Tuesday, August 09, 2016
Goodbye to the Middle Class
The Wall Street Journal has created three neat mapped visualizations of how the middle class in Philadelphia, Chicago and Baltimore have suffered at the expense of the super rich.
In The Carving Out of the Urban Middle Class the WSJ uses 3d choropleth maps to visualize the dominant income groups living in city neighborhoods in 1970, 1990 and 2014. By toggling through the dates on each of the city maps you can clearly see how the middle income neighborhoods ($50,001 - $70,000) have dwindled in number in each of the three cities.
If the maps only visualized the dominant income groups in each neighborhood then there might be a possibility that these middle income groups may simply be hidden on the maps.

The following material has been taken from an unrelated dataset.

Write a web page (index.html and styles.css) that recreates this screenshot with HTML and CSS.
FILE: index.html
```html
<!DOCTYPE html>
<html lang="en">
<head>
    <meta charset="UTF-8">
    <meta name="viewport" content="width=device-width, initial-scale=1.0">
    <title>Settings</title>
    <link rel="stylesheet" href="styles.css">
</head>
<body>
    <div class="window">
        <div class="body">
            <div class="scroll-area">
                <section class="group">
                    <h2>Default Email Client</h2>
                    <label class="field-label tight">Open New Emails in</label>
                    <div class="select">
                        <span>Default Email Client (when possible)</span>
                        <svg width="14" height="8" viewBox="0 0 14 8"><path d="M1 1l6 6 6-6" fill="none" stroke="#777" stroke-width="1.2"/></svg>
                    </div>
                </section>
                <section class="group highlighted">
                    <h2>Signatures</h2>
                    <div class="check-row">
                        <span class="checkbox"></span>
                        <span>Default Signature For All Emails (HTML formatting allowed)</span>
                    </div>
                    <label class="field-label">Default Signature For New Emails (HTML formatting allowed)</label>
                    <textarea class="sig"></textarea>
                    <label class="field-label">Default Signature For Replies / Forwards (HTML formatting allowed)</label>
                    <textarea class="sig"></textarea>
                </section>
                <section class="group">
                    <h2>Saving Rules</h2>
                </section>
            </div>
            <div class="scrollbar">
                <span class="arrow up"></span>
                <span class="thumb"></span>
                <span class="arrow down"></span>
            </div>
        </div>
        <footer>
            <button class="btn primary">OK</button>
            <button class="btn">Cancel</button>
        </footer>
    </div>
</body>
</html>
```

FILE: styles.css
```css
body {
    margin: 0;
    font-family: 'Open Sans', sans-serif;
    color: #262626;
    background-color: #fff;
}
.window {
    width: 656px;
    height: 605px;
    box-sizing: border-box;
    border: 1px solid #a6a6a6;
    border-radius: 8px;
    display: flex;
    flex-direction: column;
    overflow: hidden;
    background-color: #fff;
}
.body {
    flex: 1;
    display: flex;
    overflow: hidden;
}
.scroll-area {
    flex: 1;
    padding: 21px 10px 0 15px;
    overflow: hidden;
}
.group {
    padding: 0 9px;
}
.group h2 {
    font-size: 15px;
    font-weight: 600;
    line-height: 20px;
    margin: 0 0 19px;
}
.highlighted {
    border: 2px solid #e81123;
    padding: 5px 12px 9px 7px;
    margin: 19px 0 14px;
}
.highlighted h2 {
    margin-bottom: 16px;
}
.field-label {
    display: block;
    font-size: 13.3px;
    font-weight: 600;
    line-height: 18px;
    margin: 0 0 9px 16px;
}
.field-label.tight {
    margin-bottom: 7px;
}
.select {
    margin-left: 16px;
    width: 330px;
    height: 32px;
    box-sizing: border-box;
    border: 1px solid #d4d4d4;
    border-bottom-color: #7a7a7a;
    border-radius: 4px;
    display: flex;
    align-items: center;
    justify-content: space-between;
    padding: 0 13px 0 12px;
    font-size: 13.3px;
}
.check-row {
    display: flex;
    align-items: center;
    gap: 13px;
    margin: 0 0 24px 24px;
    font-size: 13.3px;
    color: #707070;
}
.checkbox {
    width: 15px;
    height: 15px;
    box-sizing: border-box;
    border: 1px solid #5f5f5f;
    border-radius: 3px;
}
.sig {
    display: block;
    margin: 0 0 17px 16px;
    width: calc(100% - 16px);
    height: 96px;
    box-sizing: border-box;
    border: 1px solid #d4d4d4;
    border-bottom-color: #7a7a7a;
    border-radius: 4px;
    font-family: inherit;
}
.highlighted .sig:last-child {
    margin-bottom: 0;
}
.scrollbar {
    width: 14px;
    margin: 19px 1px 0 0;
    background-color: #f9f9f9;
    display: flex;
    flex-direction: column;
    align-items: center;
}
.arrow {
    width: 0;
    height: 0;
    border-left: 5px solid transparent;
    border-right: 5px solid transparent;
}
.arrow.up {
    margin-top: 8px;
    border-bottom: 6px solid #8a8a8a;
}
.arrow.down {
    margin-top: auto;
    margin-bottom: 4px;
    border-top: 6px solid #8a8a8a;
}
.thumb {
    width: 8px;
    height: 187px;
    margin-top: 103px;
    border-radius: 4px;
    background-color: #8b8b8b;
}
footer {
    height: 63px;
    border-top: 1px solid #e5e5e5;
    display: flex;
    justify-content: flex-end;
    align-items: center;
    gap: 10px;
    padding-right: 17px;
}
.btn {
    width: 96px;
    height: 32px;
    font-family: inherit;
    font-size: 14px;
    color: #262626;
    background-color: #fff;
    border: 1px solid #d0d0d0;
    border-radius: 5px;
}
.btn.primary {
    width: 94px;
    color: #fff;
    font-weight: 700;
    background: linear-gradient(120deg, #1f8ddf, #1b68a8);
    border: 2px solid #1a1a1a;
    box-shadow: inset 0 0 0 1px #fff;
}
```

For example the middle class could have moved to areas with a high percentage of the super rich or be more spatially distributed around the city than before. There may also be a possibility that the once middle class have also now all moved up into the super rich bracket.
However each map also shows the percentage of each income group living in the city for the three dates visualized. For example - in 1970 36% of the population in Philadelphia were in the $50,001 - $70,000 income bracket. In 2014 this had almost halved to 18.5%. Over the same period the percentage earning less than $30,000 in Philadelphia rose from 16.2% to 32.5%.